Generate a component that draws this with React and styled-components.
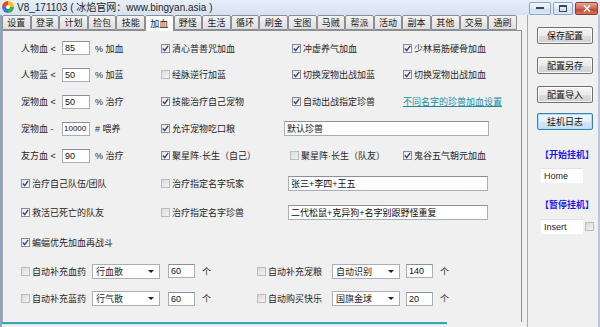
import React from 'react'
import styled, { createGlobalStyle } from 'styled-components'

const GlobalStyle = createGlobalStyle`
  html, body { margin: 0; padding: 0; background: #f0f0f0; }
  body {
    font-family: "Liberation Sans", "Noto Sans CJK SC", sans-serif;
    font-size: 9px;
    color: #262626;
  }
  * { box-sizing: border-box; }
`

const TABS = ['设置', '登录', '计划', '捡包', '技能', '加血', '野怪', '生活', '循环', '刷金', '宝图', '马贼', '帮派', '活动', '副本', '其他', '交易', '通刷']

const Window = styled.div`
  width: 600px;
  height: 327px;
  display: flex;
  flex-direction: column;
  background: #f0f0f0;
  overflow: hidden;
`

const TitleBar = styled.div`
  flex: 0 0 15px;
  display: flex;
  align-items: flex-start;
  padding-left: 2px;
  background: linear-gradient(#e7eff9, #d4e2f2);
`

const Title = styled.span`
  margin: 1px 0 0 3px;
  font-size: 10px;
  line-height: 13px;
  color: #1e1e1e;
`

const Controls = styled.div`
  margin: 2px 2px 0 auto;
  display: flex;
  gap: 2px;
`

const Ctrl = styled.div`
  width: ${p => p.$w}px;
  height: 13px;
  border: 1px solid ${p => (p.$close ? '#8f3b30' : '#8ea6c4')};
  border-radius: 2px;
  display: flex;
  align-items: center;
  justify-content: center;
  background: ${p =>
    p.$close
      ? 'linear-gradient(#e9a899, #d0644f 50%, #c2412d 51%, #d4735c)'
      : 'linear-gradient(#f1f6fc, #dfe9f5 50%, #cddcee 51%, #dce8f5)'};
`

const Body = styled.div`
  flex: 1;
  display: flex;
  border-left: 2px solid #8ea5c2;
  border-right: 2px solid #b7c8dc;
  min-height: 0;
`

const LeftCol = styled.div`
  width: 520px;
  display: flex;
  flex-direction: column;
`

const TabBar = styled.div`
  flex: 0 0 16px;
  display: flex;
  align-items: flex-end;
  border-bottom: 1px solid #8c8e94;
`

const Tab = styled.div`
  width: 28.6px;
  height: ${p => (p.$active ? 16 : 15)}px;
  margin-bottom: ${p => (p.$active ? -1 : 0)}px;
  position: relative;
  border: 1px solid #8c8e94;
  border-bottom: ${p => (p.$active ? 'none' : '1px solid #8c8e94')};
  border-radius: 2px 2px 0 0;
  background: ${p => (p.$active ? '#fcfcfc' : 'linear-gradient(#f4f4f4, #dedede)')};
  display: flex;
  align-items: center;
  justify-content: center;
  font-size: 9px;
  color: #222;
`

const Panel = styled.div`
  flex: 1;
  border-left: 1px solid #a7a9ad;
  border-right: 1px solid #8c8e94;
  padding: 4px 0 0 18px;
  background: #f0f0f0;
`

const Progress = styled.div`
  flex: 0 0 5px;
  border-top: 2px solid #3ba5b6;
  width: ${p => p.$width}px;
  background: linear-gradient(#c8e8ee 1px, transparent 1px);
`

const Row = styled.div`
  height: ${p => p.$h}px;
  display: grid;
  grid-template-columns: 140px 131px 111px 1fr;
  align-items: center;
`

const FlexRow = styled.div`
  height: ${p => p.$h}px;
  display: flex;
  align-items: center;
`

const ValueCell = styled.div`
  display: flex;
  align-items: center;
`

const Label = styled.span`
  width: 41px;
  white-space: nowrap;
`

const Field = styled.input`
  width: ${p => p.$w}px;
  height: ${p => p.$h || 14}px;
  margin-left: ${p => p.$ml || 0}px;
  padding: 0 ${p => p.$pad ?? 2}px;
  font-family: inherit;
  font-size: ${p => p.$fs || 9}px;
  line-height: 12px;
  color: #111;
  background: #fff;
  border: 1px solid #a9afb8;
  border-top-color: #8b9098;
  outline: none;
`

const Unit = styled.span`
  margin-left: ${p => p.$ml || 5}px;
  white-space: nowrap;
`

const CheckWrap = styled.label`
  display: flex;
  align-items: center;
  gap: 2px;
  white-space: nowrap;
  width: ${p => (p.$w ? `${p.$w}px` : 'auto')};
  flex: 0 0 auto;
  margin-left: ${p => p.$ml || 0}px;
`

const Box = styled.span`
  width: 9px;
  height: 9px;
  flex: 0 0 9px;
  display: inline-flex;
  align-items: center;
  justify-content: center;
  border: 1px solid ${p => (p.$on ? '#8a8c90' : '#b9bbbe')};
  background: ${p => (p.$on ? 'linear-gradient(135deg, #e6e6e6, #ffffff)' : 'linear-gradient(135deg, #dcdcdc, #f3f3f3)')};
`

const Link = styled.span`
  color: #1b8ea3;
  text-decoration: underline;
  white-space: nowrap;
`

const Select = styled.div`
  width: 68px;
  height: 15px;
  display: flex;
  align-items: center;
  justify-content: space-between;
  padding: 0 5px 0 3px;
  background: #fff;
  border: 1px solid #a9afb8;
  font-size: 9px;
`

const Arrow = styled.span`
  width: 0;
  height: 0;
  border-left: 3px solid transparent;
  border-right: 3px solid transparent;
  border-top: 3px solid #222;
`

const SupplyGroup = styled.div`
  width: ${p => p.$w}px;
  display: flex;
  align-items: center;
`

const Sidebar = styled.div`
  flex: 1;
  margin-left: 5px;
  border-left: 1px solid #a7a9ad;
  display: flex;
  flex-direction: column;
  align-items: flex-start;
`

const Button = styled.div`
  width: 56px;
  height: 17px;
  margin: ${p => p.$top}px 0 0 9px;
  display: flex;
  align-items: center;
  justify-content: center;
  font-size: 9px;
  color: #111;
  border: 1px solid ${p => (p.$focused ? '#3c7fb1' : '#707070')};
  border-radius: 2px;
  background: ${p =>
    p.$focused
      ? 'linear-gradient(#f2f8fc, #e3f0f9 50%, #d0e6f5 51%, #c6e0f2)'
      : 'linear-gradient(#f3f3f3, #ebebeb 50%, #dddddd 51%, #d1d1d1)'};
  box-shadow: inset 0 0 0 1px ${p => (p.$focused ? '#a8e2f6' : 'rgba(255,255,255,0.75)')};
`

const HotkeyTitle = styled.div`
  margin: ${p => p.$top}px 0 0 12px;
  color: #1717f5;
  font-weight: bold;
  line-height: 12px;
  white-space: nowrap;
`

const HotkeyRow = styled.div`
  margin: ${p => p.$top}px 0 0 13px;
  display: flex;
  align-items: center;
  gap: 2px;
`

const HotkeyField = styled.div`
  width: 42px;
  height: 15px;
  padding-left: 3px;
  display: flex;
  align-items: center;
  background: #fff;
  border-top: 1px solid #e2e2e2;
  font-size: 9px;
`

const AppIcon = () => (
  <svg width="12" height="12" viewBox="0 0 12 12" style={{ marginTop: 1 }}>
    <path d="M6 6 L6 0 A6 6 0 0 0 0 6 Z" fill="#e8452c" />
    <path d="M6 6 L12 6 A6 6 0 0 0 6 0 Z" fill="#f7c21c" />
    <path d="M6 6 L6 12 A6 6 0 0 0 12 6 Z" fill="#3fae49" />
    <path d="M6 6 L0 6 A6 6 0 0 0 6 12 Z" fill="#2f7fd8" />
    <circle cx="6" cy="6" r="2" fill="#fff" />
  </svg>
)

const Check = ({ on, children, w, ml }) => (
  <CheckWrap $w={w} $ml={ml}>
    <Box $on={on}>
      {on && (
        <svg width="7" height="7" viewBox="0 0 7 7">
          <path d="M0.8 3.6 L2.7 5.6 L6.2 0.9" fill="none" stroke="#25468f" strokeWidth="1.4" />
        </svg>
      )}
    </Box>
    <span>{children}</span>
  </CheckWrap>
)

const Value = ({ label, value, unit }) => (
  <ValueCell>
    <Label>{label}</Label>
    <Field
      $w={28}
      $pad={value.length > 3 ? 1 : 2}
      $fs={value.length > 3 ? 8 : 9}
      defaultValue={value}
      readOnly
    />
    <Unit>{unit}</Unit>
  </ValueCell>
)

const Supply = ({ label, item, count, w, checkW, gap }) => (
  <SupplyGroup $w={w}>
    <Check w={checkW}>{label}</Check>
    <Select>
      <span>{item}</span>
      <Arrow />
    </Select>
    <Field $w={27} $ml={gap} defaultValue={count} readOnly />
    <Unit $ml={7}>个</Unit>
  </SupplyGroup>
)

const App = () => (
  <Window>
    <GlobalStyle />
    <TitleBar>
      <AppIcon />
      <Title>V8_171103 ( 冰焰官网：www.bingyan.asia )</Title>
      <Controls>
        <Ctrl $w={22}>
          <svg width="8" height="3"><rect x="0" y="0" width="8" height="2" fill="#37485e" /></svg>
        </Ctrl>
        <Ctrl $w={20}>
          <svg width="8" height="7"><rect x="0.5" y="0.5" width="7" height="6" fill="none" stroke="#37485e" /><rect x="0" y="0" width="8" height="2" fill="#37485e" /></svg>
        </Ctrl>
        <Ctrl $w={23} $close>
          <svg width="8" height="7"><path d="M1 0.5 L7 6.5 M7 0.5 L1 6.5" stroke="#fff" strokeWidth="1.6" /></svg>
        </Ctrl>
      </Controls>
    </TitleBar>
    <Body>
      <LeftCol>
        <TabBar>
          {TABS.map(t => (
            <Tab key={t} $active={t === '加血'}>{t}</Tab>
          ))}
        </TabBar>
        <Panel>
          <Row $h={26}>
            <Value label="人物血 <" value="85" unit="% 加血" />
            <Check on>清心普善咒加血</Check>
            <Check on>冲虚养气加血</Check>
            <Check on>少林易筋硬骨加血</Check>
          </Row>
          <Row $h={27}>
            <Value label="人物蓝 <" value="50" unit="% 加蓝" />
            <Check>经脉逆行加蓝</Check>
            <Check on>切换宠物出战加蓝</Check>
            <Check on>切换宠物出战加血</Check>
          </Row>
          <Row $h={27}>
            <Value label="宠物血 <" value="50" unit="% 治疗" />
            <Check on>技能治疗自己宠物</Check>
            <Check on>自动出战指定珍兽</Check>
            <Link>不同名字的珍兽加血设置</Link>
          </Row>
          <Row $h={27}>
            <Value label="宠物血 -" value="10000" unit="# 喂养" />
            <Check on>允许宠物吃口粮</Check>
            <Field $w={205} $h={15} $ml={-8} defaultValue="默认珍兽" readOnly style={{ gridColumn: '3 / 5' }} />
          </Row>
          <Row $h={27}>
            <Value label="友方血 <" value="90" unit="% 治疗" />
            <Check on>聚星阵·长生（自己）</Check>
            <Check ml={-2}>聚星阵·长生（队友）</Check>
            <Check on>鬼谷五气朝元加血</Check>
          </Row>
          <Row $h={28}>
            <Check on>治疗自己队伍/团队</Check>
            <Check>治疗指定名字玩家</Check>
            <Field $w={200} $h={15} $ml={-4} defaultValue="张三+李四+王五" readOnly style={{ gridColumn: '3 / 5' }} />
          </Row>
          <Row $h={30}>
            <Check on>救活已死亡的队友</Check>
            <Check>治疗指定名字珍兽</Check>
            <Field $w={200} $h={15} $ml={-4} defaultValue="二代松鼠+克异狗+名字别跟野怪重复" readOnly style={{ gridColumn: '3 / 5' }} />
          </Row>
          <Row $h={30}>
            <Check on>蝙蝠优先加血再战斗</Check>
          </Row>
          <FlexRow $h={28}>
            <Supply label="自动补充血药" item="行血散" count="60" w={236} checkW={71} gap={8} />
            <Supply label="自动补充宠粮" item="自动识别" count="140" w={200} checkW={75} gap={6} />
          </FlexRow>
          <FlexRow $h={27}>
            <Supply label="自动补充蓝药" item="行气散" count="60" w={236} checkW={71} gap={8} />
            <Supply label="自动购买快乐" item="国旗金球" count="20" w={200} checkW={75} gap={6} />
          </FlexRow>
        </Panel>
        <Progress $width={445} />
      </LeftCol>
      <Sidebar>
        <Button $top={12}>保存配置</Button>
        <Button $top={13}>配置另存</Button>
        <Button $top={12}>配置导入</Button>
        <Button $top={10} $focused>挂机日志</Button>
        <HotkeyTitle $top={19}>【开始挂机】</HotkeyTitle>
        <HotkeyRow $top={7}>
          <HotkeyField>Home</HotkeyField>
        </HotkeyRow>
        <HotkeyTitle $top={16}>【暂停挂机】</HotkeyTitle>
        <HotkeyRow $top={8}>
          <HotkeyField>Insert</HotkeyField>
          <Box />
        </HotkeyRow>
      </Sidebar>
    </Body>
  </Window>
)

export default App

★ ★ ★

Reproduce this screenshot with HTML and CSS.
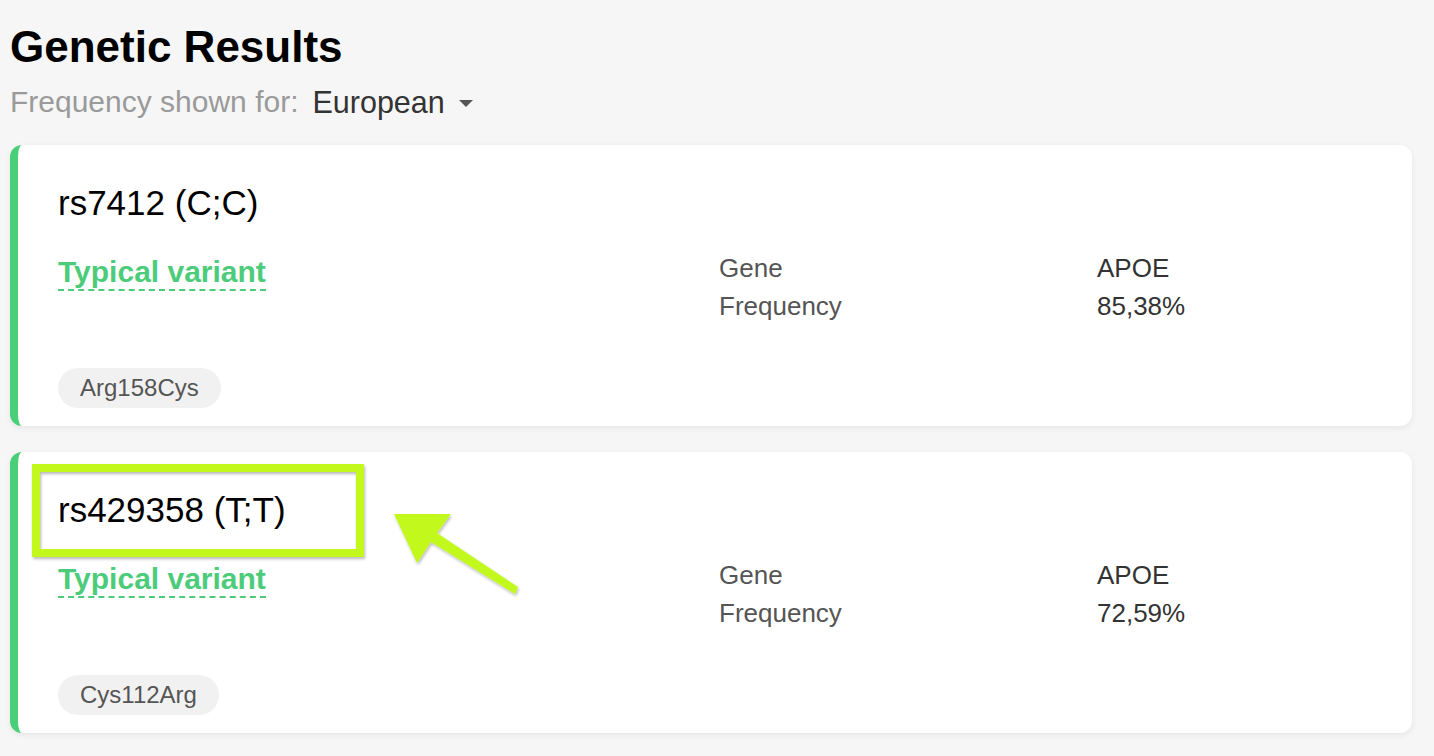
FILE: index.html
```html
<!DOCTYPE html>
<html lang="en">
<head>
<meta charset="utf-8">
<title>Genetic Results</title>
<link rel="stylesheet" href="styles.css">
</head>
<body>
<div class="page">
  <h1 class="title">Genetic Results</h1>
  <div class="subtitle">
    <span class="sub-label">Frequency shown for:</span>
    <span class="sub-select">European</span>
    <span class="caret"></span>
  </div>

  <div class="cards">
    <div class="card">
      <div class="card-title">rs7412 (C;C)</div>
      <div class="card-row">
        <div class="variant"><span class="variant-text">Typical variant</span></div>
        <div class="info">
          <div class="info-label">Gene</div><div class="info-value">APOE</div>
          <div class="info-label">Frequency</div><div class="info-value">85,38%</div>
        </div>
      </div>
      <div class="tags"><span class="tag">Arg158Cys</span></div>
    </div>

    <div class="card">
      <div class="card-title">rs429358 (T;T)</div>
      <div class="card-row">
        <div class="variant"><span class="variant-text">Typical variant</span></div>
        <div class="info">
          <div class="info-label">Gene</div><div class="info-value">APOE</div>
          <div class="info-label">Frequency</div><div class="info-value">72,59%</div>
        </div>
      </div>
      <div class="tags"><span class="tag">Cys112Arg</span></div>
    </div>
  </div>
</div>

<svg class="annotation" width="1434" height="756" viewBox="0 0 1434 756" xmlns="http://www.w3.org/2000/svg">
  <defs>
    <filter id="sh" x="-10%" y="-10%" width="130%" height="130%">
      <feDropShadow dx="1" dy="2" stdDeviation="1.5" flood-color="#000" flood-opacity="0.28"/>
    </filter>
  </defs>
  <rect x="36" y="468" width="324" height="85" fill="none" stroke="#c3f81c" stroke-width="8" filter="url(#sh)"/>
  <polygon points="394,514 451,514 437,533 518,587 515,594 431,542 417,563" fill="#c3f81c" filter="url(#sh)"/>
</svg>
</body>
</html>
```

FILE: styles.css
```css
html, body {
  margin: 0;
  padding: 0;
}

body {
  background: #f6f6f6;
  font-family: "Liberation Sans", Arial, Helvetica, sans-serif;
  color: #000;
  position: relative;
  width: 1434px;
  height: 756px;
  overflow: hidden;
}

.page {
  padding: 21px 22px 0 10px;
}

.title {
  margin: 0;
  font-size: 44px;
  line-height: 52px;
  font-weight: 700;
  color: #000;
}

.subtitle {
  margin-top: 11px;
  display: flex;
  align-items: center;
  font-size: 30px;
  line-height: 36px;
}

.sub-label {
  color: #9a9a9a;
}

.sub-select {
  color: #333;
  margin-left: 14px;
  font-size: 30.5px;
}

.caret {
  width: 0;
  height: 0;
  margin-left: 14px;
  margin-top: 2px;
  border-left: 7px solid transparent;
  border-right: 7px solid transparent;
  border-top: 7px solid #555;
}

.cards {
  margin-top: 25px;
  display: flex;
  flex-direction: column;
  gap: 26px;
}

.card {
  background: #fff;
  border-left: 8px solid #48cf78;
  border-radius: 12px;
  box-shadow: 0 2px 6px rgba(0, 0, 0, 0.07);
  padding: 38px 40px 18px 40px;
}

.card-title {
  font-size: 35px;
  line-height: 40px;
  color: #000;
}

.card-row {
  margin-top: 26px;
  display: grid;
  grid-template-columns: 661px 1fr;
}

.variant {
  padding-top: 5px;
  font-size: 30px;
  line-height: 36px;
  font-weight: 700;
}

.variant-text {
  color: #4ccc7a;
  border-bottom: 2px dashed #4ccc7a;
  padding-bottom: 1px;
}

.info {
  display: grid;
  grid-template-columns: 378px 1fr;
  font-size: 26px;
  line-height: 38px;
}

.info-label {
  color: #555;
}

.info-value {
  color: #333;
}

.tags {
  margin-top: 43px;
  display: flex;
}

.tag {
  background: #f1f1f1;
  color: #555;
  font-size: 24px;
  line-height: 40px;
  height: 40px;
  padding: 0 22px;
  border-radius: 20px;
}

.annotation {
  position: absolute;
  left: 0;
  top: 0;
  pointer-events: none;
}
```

★ ★ ★

:: EXERCISE TASK ::
Return each line of the listing that holds the string "this".

:: RESPONSE BELOW ::
Generate a component that draws this with React and styled-components.
Reproduce this screenshot with HTML and CSS.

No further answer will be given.